◆ PROBLEM TO WORK ON:
Check each line below for the word "styles", and copy those that have it.

◆ DATA EXTRACT:

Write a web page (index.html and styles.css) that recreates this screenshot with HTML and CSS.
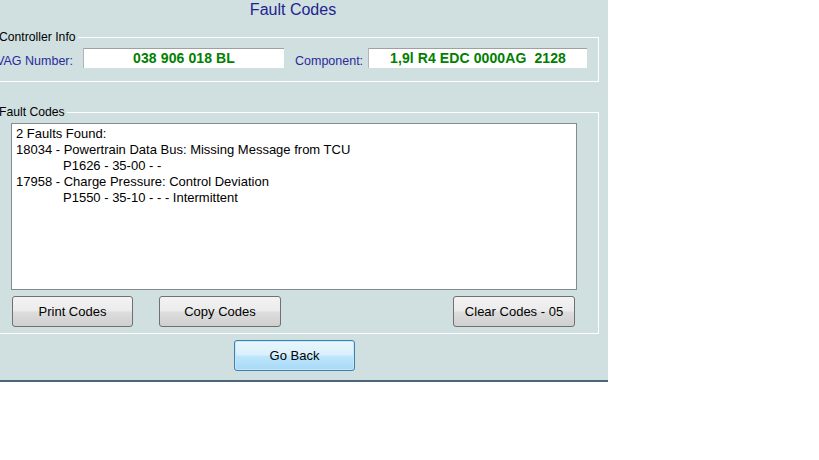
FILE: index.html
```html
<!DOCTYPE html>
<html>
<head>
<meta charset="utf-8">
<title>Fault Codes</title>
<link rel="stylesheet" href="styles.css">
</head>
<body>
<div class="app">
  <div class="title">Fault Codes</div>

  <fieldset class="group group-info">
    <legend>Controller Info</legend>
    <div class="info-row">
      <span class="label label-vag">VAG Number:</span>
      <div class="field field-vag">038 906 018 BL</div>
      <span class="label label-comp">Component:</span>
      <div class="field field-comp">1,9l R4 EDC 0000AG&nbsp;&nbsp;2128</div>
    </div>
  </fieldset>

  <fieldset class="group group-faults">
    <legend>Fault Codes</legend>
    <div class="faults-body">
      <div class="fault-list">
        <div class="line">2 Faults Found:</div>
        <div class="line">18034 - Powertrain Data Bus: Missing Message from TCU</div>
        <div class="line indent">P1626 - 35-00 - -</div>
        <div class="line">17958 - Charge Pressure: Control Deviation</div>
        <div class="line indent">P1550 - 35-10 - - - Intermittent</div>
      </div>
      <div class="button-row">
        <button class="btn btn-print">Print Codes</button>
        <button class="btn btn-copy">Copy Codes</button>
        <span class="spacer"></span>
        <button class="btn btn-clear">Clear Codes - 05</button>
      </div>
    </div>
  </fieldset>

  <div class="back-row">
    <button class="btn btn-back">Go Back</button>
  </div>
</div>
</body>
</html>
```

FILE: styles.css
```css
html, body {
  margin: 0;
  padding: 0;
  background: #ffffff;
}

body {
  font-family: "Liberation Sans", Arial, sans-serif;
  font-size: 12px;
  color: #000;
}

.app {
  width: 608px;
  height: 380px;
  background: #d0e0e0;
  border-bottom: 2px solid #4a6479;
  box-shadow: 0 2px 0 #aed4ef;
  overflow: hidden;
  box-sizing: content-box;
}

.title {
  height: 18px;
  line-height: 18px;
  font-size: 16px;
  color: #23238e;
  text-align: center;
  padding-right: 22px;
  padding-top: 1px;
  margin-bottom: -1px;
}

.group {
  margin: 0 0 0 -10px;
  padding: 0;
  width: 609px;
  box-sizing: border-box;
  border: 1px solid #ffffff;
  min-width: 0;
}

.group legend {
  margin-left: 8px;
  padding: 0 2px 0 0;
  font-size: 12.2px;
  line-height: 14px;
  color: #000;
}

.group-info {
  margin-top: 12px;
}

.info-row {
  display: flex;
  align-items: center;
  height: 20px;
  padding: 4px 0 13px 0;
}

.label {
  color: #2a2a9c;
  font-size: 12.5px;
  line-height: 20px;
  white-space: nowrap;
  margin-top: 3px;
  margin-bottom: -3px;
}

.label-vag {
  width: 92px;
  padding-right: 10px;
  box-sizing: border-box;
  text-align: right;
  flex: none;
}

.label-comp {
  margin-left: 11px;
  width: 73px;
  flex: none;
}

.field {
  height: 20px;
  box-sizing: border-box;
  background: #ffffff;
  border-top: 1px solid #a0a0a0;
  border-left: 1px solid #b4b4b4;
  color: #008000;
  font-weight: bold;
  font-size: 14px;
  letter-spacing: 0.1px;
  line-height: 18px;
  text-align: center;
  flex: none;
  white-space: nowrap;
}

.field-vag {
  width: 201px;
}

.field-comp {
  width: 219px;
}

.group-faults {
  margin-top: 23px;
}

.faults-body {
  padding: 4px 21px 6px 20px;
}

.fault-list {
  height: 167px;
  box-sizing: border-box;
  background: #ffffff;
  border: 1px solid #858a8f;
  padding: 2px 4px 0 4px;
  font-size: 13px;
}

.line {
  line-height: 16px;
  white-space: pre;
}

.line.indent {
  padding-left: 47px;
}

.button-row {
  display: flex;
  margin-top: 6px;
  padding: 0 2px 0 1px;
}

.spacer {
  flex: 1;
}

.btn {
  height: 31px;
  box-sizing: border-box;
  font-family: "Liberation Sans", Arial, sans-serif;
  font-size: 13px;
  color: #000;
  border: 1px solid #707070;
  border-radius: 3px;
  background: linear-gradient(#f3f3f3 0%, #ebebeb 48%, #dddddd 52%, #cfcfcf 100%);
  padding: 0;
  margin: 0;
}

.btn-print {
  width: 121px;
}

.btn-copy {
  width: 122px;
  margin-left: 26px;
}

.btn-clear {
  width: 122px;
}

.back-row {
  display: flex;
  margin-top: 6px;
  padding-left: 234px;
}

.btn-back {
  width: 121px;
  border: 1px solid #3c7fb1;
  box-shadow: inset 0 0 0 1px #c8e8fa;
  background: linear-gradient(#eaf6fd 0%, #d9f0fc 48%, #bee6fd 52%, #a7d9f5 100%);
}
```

◆ TASK RESULT:
Write a web page (index.html and styles.css) that recreates this screenshot with HTML and CSS.
<link rel="stylesheet" href="styles.css">
FILE: styles.css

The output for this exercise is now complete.